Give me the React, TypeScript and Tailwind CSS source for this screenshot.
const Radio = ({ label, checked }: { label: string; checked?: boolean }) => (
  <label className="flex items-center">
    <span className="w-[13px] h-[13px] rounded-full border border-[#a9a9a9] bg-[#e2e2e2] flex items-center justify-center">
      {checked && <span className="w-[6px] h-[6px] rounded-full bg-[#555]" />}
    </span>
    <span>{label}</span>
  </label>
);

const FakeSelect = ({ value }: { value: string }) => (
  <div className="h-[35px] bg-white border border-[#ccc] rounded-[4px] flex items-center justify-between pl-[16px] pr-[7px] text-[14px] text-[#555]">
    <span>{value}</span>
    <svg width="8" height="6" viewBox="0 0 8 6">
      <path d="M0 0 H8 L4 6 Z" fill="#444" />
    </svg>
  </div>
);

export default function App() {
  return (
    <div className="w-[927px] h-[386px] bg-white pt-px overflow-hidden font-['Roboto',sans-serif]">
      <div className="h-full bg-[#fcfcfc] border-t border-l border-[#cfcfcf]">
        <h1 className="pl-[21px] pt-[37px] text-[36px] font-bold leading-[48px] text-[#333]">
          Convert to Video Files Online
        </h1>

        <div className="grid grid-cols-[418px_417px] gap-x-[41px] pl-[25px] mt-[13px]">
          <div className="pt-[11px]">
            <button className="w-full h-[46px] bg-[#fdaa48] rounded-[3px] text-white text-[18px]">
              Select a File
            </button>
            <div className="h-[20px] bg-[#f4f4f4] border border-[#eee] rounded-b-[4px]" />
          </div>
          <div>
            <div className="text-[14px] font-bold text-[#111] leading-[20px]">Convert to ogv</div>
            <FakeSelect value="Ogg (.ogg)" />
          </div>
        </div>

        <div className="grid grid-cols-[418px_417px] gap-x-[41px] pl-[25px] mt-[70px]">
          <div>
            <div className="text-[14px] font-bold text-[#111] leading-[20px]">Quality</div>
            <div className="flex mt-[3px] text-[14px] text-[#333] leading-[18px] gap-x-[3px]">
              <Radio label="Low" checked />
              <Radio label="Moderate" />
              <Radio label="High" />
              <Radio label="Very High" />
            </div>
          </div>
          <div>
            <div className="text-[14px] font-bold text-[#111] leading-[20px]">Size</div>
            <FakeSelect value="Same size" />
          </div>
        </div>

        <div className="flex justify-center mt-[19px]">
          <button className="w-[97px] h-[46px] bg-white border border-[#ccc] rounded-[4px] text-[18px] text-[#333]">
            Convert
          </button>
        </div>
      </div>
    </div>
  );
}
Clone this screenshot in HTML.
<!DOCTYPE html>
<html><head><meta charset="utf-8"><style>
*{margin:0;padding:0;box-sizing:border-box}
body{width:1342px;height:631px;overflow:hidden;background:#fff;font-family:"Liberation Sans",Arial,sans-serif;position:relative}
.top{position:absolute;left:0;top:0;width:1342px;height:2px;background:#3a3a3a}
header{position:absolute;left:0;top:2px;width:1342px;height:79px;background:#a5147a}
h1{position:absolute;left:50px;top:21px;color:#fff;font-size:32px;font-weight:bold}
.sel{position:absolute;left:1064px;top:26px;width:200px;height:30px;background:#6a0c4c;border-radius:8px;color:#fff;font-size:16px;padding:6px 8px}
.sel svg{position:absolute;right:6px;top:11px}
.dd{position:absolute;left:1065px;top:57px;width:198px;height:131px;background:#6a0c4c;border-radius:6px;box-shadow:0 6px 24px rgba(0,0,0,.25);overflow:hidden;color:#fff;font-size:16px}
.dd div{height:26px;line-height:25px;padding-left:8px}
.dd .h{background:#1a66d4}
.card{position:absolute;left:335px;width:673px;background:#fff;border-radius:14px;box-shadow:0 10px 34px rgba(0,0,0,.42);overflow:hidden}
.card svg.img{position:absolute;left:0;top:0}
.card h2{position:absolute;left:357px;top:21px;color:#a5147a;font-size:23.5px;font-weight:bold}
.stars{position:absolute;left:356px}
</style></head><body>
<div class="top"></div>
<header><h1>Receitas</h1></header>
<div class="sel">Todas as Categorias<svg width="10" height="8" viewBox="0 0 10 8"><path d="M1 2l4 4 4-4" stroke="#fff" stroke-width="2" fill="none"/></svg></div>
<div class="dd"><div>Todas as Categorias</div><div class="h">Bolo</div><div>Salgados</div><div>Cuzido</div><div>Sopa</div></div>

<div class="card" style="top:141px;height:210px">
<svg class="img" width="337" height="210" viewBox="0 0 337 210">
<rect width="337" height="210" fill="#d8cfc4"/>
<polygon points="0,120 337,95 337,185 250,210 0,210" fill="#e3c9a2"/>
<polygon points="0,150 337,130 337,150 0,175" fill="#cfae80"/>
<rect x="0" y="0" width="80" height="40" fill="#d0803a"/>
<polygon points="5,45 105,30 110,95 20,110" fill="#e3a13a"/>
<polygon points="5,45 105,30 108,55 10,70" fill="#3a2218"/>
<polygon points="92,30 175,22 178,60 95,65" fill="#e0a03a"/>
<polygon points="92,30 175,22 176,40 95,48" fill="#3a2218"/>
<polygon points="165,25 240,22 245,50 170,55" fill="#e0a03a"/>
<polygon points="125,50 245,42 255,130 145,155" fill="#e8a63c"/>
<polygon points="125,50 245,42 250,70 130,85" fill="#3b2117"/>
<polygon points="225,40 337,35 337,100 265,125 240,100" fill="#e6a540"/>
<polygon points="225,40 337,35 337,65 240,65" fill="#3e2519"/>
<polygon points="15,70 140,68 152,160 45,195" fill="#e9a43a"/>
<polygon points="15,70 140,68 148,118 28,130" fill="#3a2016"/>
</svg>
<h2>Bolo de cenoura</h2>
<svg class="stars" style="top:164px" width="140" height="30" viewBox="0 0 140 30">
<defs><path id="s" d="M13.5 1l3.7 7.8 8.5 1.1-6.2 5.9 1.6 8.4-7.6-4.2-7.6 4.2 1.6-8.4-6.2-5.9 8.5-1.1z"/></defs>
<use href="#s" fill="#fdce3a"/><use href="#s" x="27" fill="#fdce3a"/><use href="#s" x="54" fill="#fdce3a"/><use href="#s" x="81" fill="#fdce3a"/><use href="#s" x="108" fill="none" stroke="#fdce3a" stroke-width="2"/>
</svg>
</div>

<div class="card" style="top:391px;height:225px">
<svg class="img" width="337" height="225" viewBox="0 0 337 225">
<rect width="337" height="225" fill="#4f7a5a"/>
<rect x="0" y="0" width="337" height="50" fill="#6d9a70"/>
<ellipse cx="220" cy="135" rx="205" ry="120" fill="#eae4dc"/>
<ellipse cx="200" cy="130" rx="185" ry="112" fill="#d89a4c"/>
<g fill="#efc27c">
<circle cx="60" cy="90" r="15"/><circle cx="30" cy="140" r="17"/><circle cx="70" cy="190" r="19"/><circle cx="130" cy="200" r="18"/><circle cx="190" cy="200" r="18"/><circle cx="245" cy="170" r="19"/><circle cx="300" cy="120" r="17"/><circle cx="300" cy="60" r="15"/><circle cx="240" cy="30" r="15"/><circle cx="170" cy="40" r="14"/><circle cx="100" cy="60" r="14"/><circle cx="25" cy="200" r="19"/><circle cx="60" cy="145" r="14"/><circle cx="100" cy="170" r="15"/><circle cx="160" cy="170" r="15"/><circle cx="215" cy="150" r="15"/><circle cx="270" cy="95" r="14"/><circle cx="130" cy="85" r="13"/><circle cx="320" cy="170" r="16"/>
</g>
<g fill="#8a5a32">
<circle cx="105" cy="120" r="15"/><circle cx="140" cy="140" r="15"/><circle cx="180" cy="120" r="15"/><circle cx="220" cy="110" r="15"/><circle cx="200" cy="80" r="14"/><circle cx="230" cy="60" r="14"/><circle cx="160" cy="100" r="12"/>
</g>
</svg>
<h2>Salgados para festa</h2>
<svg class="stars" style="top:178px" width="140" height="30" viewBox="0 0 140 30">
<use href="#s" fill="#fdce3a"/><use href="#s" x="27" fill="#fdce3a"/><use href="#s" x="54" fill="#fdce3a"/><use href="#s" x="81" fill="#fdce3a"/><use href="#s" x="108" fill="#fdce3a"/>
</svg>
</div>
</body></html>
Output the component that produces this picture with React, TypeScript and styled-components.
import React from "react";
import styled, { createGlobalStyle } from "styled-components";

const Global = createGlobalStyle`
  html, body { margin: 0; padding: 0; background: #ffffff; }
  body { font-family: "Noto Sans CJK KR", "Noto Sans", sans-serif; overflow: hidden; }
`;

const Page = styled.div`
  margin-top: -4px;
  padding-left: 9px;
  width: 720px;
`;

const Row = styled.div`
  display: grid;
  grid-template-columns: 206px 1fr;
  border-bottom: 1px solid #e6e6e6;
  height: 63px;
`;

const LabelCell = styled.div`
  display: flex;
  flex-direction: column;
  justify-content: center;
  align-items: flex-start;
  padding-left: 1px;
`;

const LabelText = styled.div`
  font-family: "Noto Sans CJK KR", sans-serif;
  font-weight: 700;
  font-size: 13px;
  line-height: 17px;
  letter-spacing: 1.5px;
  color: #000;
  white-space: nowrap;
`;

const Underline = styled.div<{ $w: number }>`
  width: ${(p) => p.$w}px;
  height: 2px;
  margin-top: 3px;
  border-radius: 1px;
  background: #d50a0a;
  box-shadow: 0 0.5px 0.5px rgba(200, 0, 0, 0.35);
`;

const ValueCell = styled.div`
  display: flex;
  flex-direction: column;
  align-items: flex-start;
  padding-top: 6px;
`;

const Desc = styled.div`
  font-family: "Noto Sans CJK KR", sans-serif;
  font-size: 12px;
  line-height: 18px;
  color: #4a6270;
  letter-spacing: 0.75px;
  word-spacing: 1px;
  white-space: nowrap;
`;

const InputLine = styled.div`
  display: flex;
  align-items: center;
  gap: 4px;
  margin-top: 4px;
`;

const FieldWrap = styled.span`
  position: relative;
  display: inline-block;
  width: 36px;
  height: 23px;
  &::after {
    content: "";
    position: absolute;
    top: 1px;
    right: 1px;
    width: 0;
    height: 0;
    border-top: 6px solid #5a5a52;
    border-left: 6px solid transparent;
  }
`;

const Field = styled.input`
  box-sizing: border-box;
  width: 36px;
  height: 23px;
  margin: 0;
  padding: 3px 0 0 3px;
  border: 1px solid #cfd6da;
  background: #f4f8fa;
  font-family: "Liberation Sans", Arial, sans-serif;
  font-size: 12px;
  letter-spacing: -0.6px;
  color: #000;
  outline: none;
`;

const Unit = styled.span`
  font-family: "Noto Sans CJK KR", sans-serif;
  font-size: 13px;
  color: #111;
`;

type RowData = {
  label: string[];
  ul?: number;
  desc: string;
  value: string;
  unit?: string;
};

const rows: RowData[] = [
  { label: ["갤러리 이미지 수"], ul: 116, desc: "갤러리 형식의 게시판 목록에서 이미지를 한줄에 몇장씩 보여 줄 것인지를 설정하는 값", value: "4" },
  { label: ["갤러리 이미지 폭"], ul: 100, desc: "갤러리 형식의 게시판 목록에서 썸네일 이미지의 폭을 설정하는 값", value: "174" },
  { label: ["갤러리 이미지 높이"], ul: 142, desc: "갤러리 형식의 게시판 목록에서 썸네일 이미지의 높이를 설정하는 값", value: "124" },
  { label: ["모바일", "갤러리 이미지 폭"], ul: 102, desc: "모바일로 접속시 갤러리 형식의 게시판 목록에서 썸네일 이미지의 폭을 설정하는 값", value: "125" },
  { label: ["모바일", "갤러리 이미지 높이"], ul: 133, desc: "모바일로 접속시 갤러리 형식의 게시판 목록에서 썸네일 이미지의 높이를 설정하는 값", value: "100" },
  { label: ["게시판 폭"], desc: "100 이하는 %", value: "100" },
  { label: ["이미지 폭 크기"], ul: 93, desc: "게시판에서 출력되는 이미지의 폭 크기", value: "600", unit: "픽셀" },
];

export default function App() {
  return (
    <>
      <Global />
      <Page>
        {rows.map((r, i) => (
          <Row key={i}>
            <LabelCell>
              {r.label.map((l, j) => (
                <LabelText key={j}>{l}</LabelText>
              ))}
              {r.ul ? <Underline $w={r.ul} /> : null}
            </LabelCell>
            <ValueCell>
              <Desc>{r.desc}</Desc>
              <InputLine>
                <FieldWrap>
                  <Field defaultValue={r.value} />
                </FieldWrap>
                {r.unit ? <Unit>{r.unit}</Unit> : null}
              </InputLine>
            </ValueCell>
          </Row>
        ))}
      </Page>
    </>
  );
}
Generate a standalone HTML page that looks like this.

*Description of the task*. Count the lines that include the word "screenshot" and state the result as a bare number.

*Exercise response*. 2